Why are waiting children profiled online and in Sunday’s Child?
The Sunday’s Child column creates a way to feature children who are waiting for a forever family. Through this column, it is our hope to touch the hearts of families and give a voice to children who need and deserve the love of an adoptive family.
What is the process toward adoption when a certified family inquires, when a non-certified family inquires?
If you are interested in adopting a child who is in foster care, you will first need to be certified as a foster/adoptive family. You will select an agency, complete a training course and have an approved homestudy. After you have completed the certification process, you can register on the state’s adoption site and make inquiries about children who are listed with their profile and photo. Your agency worker will also assist you in finding children who are a good match for your family. Another way to adopt through foster care is if children you are fostering become legally eligible for adoption.
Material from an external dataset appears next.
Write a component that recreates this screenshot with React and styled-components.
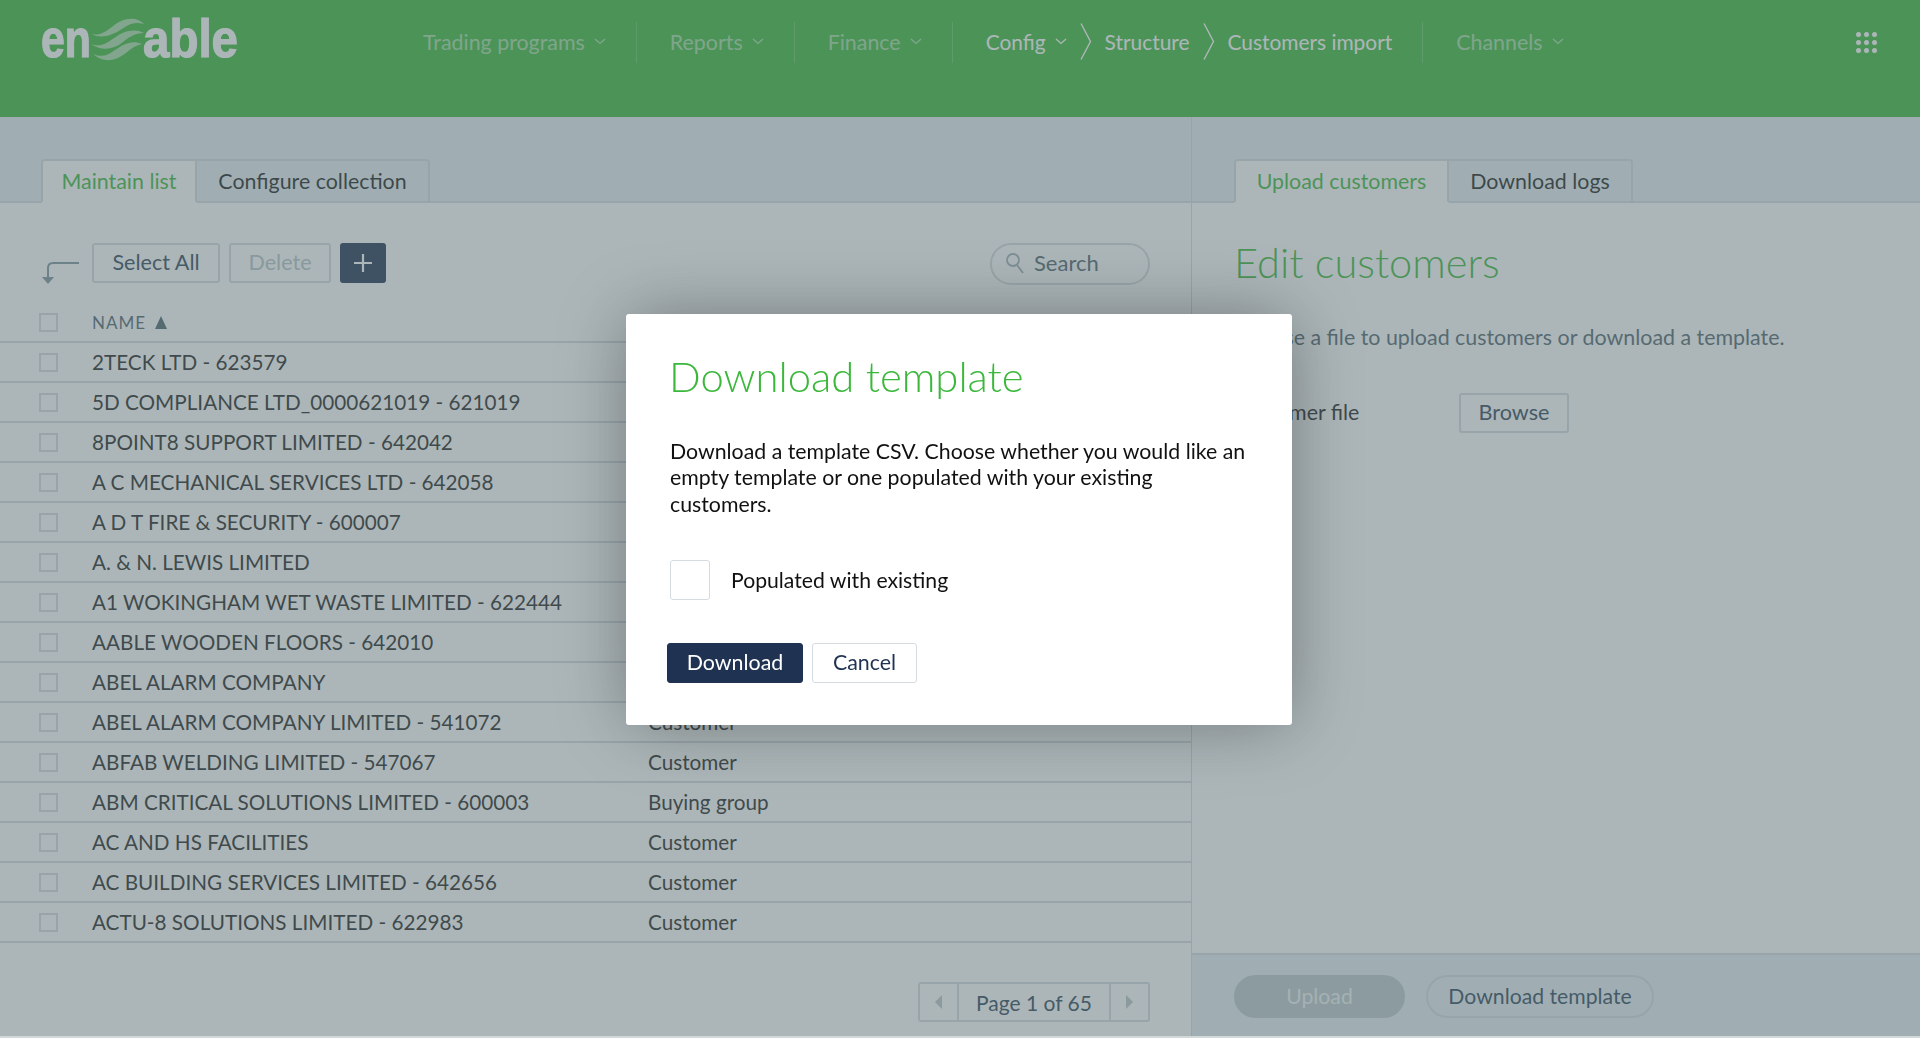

Generally the foster family is given priority over adopting children in their care.
What is the adoption matching process?
If you have inquired about a child on the DHHR’s website, the child(ren)’s workers and team members will review the inquiries and interview families who seem like they might be a good fit. After the team has reviewed the families and spoken with the child, they will arrange for visitation to orient the child and family with each other (unless the child is already living in the home). Some of these visits may be overnight or over a weekend. Pre-adoptive placement begins when the child moves in and actually lives with the chosen family. This phase lasts for a minimum of six months. The time it takes to adopt a child is different for every family and depends on individual circumstance.
How is a child(ren) transitioned into your home?
If a child is already living with you when they become legally eligible for adoption, their worker will speak with you about the option of adoption. If the child is on the state’s website or a worker contacts you because they think your family would be a good fit for the child(ren), they will set up a visitation date. Some parents and children have had their first meeting at a restaurant or a park, a time that is casual and not too long but long enough to get a sense for how things might work out. If the match seems like a good fit for both you and the child(ren), the child(ren) will either start with day visits or might even do an overnight stay. Depending on the child(ren) and how the visits are going, the visits will increase until the child can permanently move into your home. Again, this phase lasts a minimum of 6 months and varies depending on the family and individual circumstances.
How are adoptions finalized?
All adoptions are finalized through the court system. A child or children will live with you for a minimum of 6 months before the adoption begins to be finalized. After this 6 month period, adoption paperwork is completed and filed with the courts. The family selects their own attorney and most costs associated with adoption finalization are eligible for reimbursement. The final step of adoption is in front of a judge when you become the legal parent(s).